19 December 2018

Antitrust

'The Omega Man or The Isolation of U.S. Antitrust Law' by Spencer Weber Waller comments
There is a classic science fiction novel and film that present a metaphor for the isolation of United States antitrust law in the current global context. Richard Mathiesson’s 1954 classic science fiction novel I am Legend, and the later 1971 film released under the name of The Omega Man starring Charleton Heston, both deal with the fate of Robert Neville, a survivor of a world-wide pandemic who believes he is the last man on Earth.
While I am Legend and The Omega Man are obviously works of fantasy, it nonetheless has resonance for contemporary antitrust debate and discourse. United States antitrust law and policy divergences significantly from the rest of the global antitrust community in important areas of scope, philosophy, doctrine, procedure, remedies, and institutions. Much of this divergence in world view is the product of history and path dependence that is largely unique to the United States experience. At the same time, some of the divergence is the result of ideological choices over the past forty years that improbably have remained in place in the United States, while other politics, economics, values, and policy choices have come into prominence throughout the rest of the world.
Unlike The Omega Man, there is no plague and there are no monsters. But there are major fault lines in competition law and policy where the United States is the outlier and in danger of becoming The Omega Man.
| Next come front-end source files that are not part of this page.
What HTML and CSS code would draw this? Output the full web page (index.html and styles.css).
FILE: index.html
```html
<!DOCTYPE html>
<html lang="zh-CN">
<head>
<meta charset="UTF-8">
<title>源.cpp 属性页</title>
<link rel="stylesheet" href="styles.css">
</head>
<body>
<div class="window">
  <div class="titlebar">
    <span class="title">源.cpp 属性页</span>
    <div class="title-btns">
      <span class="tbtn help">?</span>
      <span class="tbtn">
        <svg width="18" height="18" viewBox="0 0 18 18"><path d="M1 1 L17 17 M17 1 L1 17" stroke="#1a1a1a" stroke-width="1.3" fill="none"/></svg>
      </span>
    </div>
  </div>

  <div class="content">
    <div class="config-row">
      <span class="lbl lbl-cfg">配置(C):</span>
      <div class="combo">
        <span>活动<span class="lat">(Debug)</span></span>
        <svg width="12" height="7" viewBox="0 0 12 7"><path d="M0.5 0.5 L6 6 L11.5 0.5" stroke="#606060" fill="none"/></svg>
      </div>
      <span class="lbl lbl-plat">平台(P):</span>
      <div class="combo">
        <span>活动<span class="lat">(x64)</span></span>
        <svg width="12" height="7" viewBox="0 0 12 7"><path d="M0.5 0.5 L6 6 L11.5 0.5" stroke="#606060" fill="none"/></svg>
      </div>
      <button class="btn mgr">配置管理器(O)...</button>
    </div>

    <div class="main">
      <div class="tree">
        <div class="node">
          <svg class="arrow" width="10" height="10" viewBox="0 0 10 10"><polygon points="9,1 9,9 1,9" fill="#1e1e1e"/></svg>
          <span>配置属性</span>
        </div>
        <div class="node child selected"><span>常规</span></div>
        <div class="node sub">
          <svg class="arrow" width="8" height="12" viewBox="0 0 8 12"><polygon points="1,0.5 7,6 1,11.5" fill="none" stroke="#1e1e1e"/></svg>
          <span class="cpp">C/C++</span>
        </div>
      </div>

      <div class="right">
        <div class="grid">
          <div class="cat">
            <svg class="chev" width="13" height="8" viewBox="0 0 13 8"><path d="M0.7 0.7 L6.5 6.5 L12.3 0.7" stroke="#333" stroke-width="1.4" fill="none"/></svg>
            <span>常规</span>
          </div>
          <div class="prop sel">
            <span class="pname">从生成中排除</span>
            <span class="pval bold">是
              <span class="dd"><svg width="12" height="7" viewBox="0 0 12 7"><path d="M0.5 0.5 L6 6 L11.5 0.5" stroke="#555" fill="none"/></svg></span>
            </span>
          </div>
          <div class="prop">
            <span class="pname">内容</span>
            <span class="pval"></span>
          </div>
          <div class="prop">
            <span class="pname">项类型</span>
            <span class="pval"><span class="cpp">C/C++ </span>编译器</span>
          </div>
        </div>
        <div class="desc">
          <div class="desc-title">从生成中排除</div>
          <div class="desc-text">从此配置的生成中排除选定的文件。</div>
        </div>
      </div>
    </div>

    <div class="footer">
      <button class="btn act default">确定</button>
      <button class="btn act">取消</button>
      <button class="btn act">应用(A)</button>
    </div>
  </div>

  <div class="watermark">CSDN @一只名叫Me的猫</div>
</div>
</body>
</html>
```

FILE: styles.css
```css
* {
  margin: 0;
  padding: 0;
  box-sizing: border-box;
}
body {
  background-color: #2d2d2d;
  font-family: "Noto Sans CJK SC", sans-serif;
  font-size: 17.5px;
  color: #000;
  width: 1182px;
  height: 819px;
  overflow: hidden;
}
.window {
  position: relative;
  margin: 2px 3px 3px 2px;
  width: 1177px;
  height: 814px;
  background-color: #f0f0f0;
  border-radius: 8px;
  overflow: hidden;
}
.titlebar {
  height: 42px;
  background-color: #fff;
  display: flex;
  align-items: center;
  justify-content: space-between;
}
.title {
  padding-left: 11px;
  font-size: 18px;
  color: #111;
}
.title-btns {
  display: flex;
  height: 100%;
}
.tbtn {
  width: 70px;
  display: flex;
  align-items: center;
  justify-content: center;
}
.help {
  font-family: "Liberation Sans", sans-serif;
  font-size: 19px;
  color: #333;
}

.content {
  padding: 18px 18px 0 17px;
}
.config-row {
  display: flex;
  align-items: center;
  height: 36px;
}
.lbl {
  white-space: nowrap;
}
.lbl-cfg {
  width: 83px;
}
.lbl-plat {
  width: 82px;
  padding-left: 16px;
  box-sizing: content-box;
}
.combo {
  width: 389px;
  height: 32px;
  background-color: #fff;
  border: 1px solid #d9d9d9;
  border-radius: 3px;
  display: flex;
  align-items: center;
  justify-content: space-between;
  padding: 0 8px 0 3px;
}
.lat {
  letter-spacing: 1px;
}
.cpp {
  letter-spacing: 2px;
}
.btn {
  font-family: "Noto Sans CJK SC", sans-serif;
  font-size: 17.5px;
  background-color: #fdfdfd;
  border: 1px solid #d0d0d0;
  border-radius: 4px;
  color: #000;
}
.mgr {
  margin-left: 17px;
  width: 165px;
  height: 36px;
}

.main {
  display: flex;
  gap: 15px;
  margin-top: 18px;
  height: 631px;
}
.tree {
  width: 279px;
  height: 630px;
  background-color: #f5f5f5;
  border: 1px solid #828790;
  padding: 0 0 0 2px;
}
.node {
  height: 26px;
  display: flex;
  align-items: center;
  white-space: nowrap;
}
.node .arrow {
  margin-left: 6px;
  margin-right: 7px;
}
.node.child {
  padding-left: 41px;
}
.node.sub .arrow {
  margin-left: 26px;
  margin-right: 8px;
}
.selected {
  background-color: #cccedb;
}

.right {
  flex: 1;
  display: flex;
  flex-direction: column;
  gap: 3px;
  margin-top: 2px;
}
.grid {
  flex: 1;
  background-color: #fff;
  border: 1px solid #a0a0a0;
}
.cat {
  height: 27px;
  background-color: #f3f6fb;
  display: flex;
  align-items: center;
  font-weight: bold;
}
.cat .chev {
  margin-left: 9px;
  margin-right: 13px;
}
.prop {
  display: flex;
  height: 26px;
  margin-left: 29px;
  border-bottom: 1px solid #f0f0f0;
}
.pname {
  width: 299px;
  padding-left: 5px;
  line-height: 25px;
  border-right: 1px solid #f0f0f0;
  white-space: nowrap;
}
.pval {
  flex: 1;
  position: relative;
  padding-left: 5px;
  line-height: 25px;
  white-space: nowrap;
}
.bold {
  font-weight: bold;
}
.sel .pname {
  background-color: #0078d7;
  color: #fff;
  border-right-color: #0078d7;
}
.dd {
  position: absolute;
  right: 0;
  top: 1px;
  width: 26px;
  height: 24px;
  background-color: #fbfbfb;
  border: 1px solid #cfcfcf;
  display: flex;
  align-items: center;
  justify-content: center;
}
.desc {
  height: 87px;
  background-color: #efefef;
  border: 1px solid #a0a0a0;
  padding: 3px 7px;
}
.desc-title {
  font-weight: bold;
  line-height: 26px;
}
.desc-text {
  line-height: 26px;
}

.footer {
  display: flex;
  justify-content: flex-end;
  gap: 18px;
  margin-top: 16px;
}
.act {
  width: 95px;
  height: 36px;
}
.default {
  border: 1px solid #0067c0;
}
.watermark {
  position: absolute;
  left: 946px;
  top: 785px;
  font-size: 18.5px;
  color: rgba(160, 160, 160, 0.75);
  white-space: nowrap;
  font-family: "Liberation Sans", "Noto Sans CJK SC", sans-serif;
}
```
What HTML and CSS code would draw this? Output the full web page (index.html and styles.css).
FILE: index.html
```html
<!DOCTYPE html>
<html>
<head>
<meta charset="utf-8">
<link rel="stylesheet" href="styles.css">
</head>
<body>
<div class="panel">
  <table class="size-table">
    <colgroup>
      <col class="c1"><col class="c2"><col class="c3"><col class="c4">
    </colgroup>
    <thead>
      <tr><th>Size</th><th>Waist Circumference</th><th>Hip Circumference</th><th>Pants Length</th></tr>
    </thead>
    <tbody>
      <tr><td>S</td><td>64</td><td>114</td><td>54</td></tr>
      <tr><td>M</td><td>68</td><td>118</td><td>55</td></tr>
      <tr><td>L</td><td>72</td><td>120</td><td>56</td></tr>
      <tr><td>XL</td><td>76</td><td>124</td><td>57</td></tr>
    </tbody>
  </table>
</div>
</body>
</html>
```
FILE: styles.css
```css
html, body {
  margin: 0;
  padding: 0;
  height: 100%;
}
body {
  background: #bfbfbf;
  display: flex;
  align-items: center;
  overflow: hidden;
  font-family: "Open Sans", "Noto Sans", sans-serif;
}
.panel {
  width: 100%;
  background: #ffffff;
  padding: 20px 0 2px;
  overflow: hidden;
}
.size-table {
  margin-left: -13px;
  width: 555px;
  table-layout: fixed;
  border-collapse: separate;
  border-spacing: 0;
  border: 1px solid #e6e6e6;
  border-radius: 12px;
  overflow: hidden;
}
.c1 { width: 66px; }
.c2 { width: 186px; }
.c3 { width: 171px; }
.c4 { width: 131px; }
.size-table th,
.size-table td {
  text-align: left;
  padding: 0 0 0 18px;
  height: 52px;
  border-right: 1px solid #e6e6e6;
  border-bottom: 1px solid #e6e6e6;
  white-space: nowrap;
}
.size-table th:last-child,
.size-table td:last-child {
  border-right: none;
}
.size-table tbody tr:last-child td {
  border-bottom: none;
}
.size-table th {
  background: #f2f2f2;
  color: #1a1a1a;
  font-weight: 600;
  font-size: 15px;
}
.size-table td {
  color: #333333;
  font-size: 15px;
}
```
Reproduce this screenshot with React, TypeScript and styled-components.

While there are also many issues of agreement where the United States has been a thought leader, there are a significant number of the most salient and controversial issues in modern competition law where the United States is choosing to go it alone or nearly so.
There are some important caveats to this tale of antitrust exceptionalism. Some of the United States antitrust exceptionalism means more enforcement than elsewhere in the world. In most of the areas discussed in this article, it means less enforcement that is seen elsewhere, particularly than in the European Union and the numerous jurisdictions whose competition law is modeled on EU principles. Nor does going it alone, or being in the minority, mean that the United States position necessarily is in error, but it does caution against demonizing foreign approaches or relentlessly searching to transplant U.S. approaches into very different societies.
This article surveys several significant areas of antitrust law and policy where United States law, procedure, institutions, and remedies differ significantly from the rest of the world. The basic thesis of the article that the growing isolation of U.S. antitrust law is more than just a transatlantic divide. Rather, much of the global community understands U.S. antitrust law and policy, but has rejected its current narrow form in favor of a broader vision of what competition law means, what legal rules are appropriate, and how they should be enforced. Even in areas such as mergers and cartels, outward convergence often masks critically different practices just beneath the surface.
As a result, the debate over the future of the Chicago School is largely moot. Examining what the rest of the world competition community actually does, rather what it says, shows the debate is largely over. Whether measured by numbers of jurisdiction, percentage of world gross domestic production, population, or most other measures, the Chicago school paradigm is the outlier, the Omega Man.
Part I examines single firm conduct as perhaps the most significant and largest area of substantive divergence between the United States and the rest of the world. Part II shifts to the scope of competition law where U.S. antitrust law simply does not capture a wide variety of conduct and tools that form the core of competition law in much of the world. Part III looks at the widespread use of market studies and market investigations where the United States lacks the legal infrastructure to undertake what is routine in key jurisdictions around the globe. Part IV explores how competition law outside the United States may include public interest standards that fall outside the narrow focus of U.S. antitrust law and enforcement. Part V examines similar key divergences in public enforcement, remedies, and private enforcement. Part VI questions why the United States antitrust agencies largely have shied away from the implications of big data and algorithmic competition which are attracting more significant attention abroad. Part VII changes the focus from descriptive to normative and offers preliminary explanations as to the reasons for the growing isolation of United States antitrust law and how both the United States and the rest of the world can respond to this growing divide. I conclude by returning to the question of whether the United States is indeed the Omega Man of global competition law.